Pour La Gazette de Lausanne et Le Journal de Genève, la guerre a d’abord des aspects bénéfiques car les tirages s’envolent, dopés par les ventes en France. On décide de retrancher de l’édition suisse les dépêches d’agences anglo-saxonnes et « tout ce qui pourrait contrarier le gouvernement de Vichy ». Mais en octobre 1942, les exigences de la censure française sont telles que le gouvernement suisse demande aux journaux de renoncer à la vente en France.

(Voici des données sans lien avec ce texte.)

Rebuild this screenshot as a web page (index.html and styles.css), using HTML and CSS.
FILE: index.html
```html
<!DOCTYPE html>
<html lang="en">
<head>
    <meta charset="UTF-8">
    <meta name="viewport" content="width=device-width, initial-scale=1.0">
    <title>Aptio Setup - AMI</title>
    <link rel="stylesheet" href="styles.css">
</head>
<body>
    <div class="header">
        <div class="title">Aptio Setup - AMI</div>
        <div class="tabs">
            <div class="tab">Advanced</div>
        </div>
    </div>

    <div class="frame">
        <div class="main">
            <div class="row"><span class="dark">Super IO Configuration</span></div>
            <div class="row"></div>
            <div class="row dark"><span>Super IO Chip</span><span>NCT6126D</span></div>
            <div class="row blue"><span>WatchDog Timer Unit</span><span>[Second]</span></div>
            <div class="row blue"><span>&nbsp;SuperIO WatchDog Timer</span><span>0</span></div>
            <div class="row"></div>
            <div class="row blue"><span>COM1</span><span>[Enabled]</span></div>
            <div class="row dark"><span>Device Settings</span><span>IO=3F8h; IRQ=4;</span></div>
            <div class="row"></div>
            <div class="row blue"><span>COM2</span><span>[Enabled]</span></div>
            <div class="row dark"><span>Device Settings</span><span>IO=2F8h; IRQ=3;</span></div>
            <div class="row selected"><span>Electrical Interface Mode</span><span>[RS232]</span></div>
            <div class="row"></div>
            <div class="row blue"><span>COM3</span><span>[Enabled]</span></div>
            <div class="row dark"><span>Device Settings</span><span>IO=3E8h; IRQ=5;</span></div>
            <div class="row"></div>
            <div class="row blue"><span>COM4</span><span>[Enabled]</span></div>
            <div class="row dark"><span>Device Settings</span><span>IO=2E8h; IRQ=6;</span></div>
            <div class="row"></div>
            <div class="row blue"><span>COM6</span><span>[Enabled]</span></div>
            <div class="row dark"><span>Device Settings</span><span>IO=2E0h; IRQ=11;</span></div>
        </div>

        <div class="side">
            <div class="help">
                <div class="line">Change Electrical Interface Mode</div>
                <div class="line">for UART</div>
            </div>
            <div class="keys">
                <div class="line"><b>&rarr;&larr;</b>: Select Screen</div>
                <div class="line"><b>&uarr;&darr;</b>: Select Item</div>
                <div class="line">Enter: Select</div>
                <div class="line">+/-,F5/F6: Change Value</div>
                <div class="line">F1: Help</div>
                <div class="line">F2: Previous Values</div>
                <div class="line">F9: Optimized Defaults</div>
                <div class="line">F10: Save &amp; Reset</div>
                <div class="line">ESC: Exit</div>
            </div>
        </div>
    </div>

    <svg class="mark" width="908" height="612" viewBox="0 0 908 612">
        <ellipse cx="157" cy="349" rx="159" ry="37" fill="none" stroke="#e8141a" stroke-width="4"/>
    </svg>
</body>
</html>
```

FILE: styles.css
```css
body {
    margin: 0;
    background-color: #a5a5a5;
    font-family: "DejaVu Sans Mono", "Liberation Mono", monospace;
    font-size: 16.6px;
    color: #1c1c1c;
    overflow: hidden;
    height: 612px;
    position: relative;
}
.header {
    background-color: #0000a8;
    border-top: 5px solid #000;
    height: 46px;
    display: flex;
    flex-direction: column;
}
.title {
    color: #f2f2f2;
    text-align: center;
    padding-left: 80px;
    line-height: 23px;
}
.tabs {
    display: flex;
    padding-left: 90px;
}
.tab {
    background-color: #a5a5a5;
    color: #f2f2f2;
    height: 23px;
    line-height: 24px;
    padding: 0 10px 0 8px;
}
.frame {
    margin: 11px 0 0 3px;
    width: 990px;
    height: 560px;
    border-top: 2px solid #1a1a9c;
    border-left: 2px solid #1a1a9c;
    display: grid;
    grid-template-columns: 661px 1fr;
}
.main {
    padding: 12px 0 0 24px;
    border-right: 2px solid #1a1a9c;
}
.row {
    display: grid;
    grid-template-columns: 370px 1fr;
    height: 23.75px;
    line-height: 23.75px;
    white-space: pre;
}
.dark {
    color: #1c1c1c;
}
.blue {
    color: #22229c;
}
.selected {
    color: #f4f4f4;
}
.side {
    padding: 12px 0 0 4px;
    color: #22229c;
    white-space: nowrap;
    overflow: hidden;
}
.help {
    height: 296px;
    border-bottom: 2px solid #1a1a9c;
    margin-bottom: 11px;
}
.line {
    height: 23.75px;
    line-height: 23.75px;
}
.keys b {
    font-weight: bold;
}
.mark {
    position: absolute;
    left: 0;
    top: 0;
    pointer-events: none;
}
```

Les collaborations françaises à ces deux journaux suisses sont également en augmentation, mais elles sont plus politiques au Journal de Genève que chez son confrère, car il soutient la politique pétainiste et tente même de s’imposer comme une des voix importantes du débat intellectuel hexagonal. Il est ainsi à l’origine d’un débat polémique sur la responsabilité de la littérature française de l’entre-deux-guerres dans la défaite, débat qui se fait avec des journaux français, Le Figaro, Le Temps, Candide, L’Action française etc. Les Suisses interviennent dans la discussion sur un pied d’égalité avec leurs confrères français: la province n’est plus la province! La censure suisse ne trouve rien à redire à cette défense de la Révolution nationale.

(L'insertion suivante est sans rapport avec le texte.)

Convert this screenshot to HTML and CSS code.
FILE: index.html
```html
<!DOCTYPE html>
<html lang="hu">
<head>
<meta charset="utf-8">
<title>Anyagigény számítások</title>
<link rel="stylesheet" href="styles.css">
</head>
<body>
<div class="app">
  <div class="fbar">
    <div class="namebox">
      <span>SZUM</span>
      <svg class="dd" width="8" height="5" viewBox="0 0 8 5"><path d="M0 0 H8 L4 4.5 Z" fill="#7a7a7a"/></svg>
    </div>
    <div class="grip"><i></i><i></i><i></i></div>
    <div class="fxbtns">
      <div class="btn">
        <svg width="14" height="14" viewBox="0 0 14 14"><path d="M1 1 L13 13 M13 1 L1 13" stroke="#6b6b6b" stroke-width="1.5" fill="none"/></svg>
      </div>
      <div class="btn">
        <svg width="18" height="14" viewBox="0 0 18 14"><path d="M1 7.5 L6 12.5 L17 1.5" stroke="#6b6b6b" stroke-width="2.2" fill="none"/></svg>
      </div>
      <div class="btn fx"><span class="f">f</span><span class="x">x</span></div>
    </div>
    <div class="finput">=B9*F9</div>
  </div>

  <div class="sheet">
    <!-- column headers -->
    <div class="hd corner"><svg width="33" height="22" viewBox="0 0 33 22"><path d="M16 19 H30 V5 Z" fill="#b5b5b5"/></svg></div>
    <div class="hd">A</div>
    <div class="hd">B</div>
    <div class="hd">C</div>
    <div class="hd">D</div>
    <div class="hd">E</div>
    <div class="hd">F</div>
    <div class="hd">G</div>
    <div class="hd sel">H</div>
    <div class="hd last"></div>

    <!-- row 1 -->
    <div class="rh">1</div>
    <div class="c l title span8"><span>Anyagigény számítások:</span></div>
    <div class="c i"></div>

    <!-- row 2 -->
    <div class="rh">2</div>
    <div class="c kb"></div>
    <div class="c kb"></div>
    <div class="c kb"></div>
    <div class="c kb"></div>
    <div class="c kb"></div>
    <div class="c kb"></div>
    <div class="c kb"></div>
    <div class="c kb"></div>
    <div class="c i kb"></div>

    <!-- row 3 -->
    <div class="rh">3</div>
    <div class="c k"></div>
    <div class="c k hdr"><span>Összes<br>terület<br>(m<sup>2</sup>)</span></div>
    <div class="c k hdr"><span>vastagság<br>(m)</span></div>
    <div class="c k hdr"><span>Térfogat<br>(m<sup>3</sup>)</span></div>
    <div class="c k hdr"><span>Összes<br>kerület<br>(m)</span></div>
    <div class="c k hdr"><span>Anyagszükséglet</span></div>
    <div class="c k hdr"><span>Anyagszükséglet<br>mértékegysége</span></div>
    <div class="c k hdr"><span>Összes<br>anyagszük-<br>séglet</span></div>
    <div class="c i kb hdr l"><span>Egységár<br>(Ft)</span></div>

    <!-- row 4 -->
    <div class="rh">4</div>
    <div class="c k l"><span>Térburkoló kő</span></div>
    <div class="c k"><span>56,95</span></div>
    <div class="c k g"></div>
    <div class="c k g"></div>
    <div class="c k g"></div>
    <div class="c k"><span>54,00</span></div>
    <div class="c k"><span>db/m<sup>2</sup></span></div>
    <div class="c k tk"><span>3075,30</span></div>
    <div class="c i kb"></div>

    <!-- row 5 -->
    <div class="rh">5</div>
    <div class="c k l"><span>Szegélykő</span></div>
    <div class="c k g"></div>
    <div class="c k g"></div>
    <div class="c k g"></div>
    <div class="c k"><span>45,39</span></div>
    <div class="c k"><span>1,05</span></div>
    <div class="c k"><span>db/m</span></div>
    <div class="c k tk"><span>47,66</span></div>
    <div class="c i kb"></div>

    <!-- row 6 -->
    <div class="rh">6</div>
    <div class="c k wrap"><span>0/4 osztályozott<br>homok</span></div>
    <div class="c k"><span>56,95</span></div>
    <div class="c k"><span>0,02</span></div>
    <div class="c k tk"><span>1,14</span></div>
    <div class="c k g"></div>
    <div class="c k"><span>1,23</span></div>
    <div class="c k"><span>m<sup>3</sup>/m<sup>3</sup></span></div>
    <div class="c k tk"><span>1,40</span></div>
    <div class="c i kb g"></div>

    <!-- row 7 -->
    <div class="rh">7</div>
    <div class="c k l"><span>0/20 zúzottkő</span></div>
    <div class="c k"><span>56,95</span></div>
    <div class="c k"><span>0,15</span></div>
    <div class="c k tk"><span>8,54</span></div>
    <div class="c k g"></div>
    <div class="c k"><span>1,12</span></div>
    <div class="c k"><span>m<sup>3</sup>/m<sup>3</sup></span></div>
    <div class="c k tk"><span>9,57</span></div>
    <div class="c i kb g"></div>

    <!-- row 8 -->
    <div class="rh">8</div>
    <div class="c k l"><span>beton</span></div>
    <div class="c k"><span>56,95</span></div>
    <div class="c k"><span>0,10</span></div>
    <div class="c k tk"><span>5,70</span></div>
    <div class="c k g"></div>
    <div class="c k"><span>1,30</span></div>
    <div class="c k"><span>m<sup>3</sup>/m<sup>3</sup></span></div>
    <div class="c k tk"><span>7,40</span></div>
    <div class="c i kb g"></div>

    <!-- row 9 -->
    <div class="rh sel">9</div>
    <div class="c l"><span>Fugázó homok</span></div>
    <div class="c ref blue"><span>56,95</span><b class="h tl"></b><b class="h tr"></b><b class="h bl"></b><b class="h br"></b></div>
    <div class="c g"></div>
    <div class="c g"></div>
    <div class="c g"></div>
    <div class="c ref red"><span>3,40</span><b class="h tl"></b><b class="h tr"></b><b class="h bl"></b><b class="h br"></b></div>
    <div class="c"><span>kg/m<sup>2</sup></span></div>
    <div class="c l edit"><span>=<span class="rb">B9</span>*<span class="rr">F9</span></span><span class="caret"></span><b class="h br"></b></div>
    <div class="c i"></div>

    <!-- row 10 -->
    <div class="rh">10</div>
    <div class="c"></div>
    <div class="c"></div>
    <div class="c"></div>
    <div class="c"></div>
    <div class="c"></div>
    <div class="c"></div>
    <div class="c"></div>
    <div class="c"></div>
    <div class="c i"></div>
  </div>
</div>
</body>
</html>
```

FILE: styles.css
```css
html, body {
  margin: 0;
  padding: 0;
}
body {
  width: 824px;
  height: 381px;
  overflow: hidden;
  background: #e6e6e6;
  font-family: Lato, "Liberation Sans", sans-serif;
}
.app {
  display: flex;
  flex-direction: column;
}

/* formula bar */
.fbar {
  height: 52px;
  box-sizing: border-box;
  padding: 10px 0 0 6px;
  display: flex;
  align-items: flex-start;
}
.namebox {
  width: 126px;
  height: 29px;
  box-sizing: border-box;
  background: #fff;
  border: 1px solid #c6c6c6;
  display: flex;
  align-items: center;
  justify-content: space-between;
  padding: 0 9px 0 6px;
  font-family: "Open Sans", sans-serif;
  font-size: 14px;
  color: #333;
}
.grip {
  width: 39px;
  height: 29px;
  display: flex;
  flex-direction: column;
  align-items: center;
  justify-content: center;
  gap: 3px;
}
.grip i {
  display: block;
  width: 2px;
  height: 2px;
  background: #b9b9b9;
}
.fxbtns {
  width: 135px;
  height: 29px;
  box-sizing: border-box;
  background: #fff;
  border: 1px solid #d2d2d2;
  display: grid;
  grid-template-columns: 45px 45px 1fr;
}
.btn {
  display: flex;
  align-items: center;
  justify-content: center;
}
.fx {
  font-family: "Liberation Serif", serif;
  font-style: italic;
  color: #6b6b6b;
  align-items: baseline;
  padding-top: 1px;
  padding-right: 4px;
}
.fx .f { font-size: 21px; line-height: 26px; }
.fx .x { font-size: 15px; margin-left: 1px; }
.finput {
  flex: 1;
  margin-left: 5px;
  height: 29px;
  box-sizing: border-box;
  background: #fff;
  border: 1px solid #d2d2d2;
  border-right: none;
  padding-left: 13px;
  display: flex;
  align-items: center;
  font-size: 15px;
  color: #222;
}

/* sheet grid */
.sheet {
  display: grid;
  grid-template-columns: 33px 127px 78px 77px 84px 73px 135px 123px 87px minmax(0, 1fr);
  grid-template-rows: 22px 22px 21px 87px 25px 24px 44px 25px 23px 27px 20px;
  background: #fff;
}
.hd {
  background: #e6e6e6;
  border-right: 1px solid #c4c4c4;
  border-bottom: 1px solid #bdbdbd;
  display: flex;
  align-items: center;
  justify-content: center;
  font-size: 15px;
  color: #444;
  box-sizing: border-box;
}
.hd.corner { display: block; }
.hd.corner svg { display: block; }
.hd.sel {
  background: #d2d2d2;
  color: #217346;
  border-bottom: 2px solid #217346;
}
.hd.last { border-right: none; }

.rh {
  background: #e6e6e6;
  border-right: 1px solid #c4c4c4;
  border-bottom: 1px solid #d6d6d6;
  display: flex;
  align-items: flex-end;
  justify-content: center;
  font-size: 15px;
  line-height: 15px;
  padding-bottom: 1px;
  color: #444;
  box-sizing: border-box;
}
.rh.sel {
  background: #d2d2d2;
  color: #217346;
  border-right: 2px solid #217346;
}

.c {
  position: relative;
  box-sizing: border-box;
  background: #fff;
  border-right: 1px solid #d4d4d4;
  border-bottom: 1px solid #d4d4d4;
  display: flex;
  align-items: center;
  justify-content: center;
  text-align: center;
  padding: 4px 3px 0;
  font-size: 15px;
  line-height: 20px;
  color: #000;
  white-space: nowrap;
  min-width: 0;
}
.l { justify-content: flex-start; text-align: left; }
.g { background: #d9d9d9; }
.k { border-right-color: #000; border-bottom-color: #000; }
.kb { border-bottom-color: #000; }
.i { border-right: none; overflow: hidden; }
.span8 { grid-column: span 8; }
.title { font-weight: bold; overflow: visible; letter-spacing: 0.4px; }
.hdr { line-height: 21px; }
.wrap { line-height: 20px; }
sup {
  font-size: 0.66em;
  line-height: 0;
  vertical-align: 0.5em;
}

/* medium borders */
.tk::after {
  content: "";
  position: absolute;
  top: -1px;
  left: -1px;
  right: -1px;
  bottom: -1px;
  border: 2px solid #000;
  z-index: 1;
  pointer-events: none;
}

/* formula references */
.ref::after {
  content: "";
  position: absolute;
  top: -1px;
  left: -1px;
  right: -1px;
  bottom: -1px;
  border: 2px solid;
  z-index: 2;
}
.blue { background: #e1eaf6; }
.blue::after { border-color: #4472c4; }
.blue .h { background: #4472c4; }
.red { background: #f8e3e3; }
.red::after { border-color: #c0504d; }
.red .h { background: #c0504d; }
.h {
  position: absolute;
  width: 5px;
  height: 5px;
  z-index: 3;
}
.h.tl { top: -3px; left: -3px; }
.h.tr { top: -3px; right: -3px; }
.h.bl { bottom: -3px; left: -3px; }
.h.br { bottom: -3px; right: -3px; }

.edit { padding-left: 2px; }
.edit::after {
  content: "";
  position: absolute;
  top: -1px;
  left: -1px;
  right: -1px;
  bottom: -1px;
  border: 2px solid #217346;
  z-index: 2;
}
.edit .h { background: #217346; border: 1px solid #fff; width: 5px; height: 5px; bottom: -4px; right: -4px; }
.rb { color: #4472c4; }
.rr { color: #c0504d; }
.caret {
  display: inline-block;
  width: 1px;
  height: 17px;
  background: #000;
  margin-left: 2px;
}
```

Au printemps 1941, plusieurs intellectuels proches du Journal de Genève fondent une nouvelle maison d’édition, Le Milieu du Monde. « Offrir aux amis, tant suisses que français, la possibilité de publier et d’être diffusés, en ces temps où l’édition d’outre-Jura connaît de sérieuses difficultés, est une autre manière de s’intégrer au monde intellectuel français. Calcul commercial, intérêts politiques, ambitions littéraires se mêlent pour déboucher sur un catalogue de 130 titres en 1950. »

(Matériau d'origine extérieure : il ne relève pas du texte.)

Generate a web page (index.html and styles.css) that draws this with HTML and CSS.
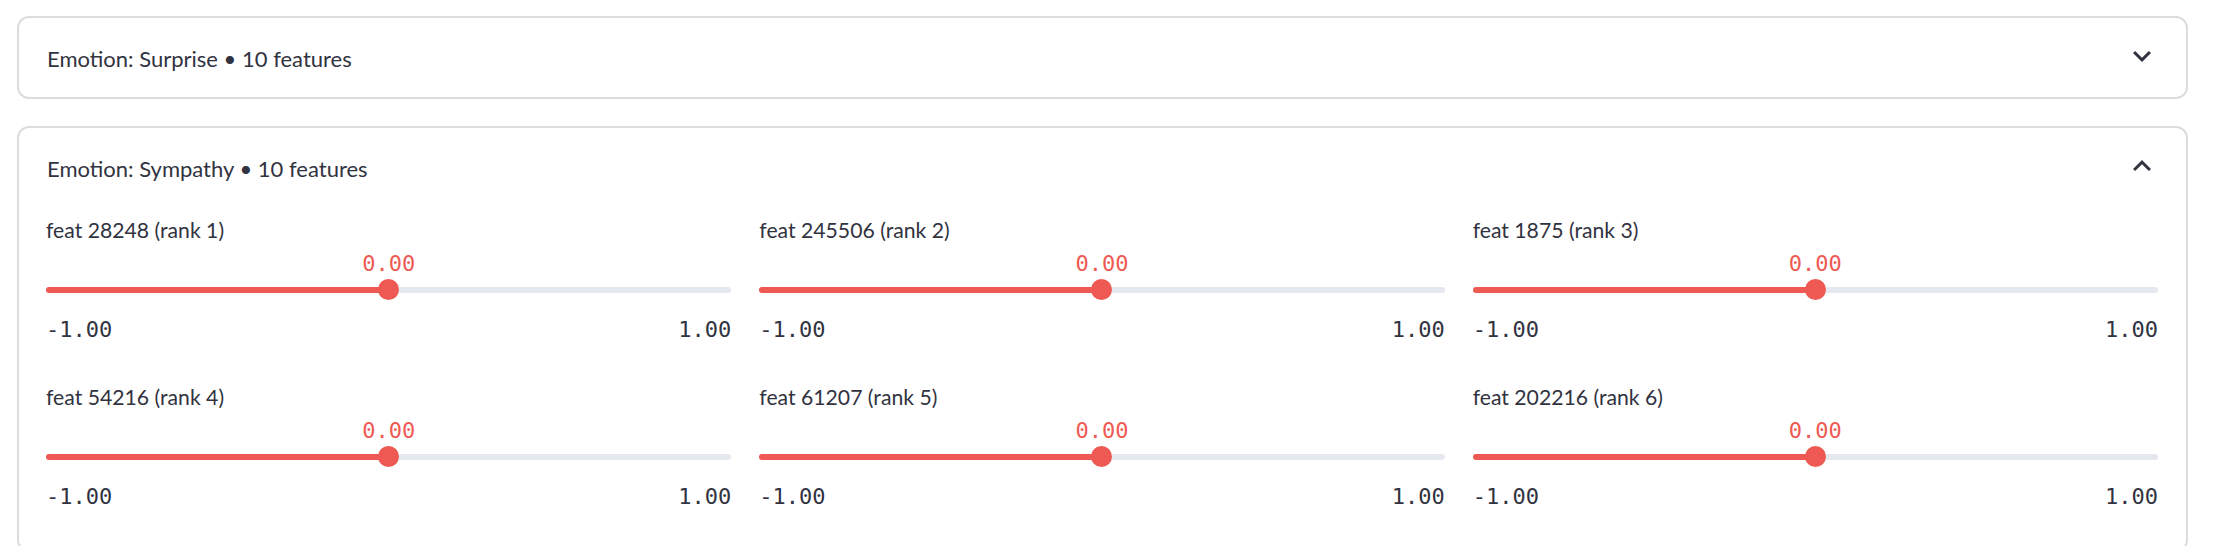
FILE: index.html
```html
<!DOCTYPE html>
<html lang="en">
<head>
<meta charset="utf-8">
<title>Emotion features</title>
<link rel="stylesheet" href="styles.css">
</head>
<body>
<main class="page">
  <section class="expander">
    <header class="exp-header">
      <span class="exp-title">Emotion: Surprise • 10 features</span>
      <svg class="chev" viewBox="0 0 24 24" width="36" height="36"><path d="M16.59 8.59L12 13.17 7.41 8.59 6 10l6 6 6-6z"/></svg>
    </header>
  </section>

  <section class="expander">
    <header class="exp-header">
      <span class="exp-title">Emotion: Sympathy • 10 features</span>
      <svg class="chev" viewBox="0 0 24 24" width="36" height="36"><path d="M12 8l-6 6 1.41 1.41L12 10.83l4.59 4.58L18 14z"/></svg>
    </header>
    <div class="exp-body">
      <div class="slider">
        <div class="s-label">feat 28248 (rank 1)</div>
        <div class="s-value">0.00</div>
        <div class="s-track"><div class="s-rail"><div class="s-fill" style="width:50%"></div></div><div class="s-thumb" style="left:50%"></div></div>
        <div class="s-ticks"><span>-1.00</span><span>1.00</span></div>
      </div>
      <div class="slider">
        <div class="s-label">feat 245506 (rank 2)</div>
        <div class="s-value">0.00</div>
        <div class="s-track"><div class="s-rail"><div class="s-fill" style="width:50%"></div></div><div class="s-thumb" style="left:50%"></div></div>
        <div class="s-ticks"><span>-1.00</span><span>1.00</span></div>
      </div>
      <div class="slider">
        <div class="s-label">feat 1875 (rank 3)</div>
        <div class="s-value">0.00</div>
        <div class="s-track"><div class="s-rail"><div class="s-fill" style="width:50%"></div></div><div class="s-thumb" style="left:50%"></div></div>
        <div class="s-ticks"><span>-1.00</span><span>1.00</span></div>
      </div>
      <div class="slider">
        <div class="s-label">feat 54216 (rank 4)</div>
        <div class="s-value">0.00</div>
        <div class="s-track"><div class="s-rail"><div class="s-fill" style="width:50%"></div></div><div class="s-thumb" style="left:50%"></div></div>
        <div class="s-ticks"><span>-1.00</span><span>1.00</span></div>
      </div>
      <div class="slider">
        <div class="s-label">feat 61207 (rank 5)</div>
        <div class="s-value">0.00</div>
        <div class="s-track"><div class="s-rail"><div class="s-fill" style="width:50%"></div></div><div class="s-thumb" style="left:50%"></div></div>
        <div class="s-ticks"><span>-1.00</span><span>1.00</span></div>
      </div>
      <div class="slider">
        <div class="s-label">feat 202216 (rank 6)</div>
        <div class="s-value">0.00</div>
        <div class="s-track"><div class="s-rail"><div class="s-fill" style="width:50%"></div></div><div class="s-thumb" style="left:50%"></div></div>
        <div class="s-ticks"><span>-1.00</span><span>1.00</span></div>
      </div>
    </div>
  </section>
</main>
</body>
</html>
```

FILE: styles.css
```css
html, body {
  margin: 0;
  padding: 0;
  height: 100%;
  overflow: hidden;
  background: #ffffff;
}

body {
  font-family: "Lato", "Liberation Sans", sans-serif;
  color: #31333f;
}

.page {
  display: flex;
  flex-direction: column;
  gap: 27px;
  padding: 16px 32px 0 17px;
}

.expander {
  border: 2px solid #dcdcdf;
  border-radius: 12px;
}

.exp-header {
  height: 79px;
  display: flex;
  align-items: center;
  justify-content: space-between;
  padding: 0 26px 0 28px;
}

.exp-title {
  font-size: 22px;
  line-height: 30px;
  padding-top: 3px;
}

.chev {
  fill: #31333f;
  margin-top: -4px;
  display: block;
}

.exp-body {
  display: grid;
  grid-template-columns: repeat(3, 1fr);
  column-gap: 28px;
  row-gap: 39px;
  padding: 8px 28px 40px 27px;
}

.slider {
  display: flex;
  flex-direction: column;
}

.s-label {
  font-size: 21.2px;
  line-height: 31px;
  height: 31px;
}

.s-value {
  margin-top: 6px;
  font-family: "DejaVu Sans Mono", "Liberation Mono", monospace;
  font-size: 22px;
  line-height: 24px;
  color: #ee5a53;
  text-align: center;
}

.s-track {
  position: relative;
  margin-top: 3px;
  height: 21px;
  display: flex;
  align-items: center;
}

.s-rail {
  flex: 1;
  height: 6px;
  border-radius: 3px;
  background: #e5e8ef;
  overflow: hidden;
}

.s-fill {
  height: 100%;
  background: #ee5a53;
}

.s-thumb {
  position: absolute;
  top: 0;
  width: 21px;
  height: 21px;
  margin-left: -10.5px;
  border-radius: 50%;
  background: #ee5a53;
}

.s-ticks {
  margin-top: 16px;
  display: flex;
  justify-content: space-between;
  font-family: "DejaVu Sans Mono", "Liberation Mono", monospace;
  font-size: 22px;
  line-height: 27px;
}
```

Le Milieu du Monde soumet systématiquement ses ouvrages aux censeurs de Vichy, ce qui le conduit à se concentrer sur la littérature et l’histoire, et à ne plus publier d’ouvrages ouvertement politiques. À l’été 1944, Le Milieu du Monde prend des contacts qui le conduisent à publier des témoignages de résistants, opportunisme qui cependant divise profondément la direction. L’un de ses membres quitte la maison et, avec la complicité de l’ancien conseiller d’ambassade français Jean Jardin, lance les éditions du Cheval Ailé, qui se spécialiseront dans la publication de livres d’anciens collaborateurs et collaborationnistes.

Fondée en 1939, la revue Le Mois suisse s’établit sur une ligne nettement pro fasciste, et accepte des financements italiens et allemands. À ses yeux, l’Axe a gagné la guerre et il faut sans attendre s’adapter à l’Europe nouvelle. Ni la censure, ni les grands journaux de droite ne s’offusquent d’une telle vision, du moins jusqu’à ce que la revue ne remette en cause la neutralité suisse en proposant l’alignement du pays sur l’Axe. Dès le printemps 1943, Le Mois suisse passe dans le camp du collaborationnisme le plus extrême.

Des relations institutionnelles qui demeurent inégales

« La guerre ne modifie pas foncièrement le schéma des rapports institutionnels entre la France et la Suisse. Elle n’entame pas la détermination française à maintenir en Suisse une propagande intellectuelle active. » Sous couvert de conférences littéraires, les autorités de Vichy encouragent l’envoi en Suisse des plus fidèles disciples de la Révolution nationale. Du côté suisse, malgré un attachement maintes fois répété à la neutralité intégrale, les autorités fédérales laissent pénétrer en Suisse les défenseurs de la Révolution nationale alors qu’elles se montrent plus réticentes par rapport à la France résistante. Durant tout le conflit, la mission diplomatique française veille à maintenir une présence dans les milieux scolaires suisses. Hormis quelques professeurs d’université invités à venir donner des conférences scientifiques en France, aucun intellectuel suisse ne traverse la frontière durant la Seconde Guerre mondiale pour aller prendre la parole dans l’Hexagone.

La Suisse, « refuge de la pensée libre »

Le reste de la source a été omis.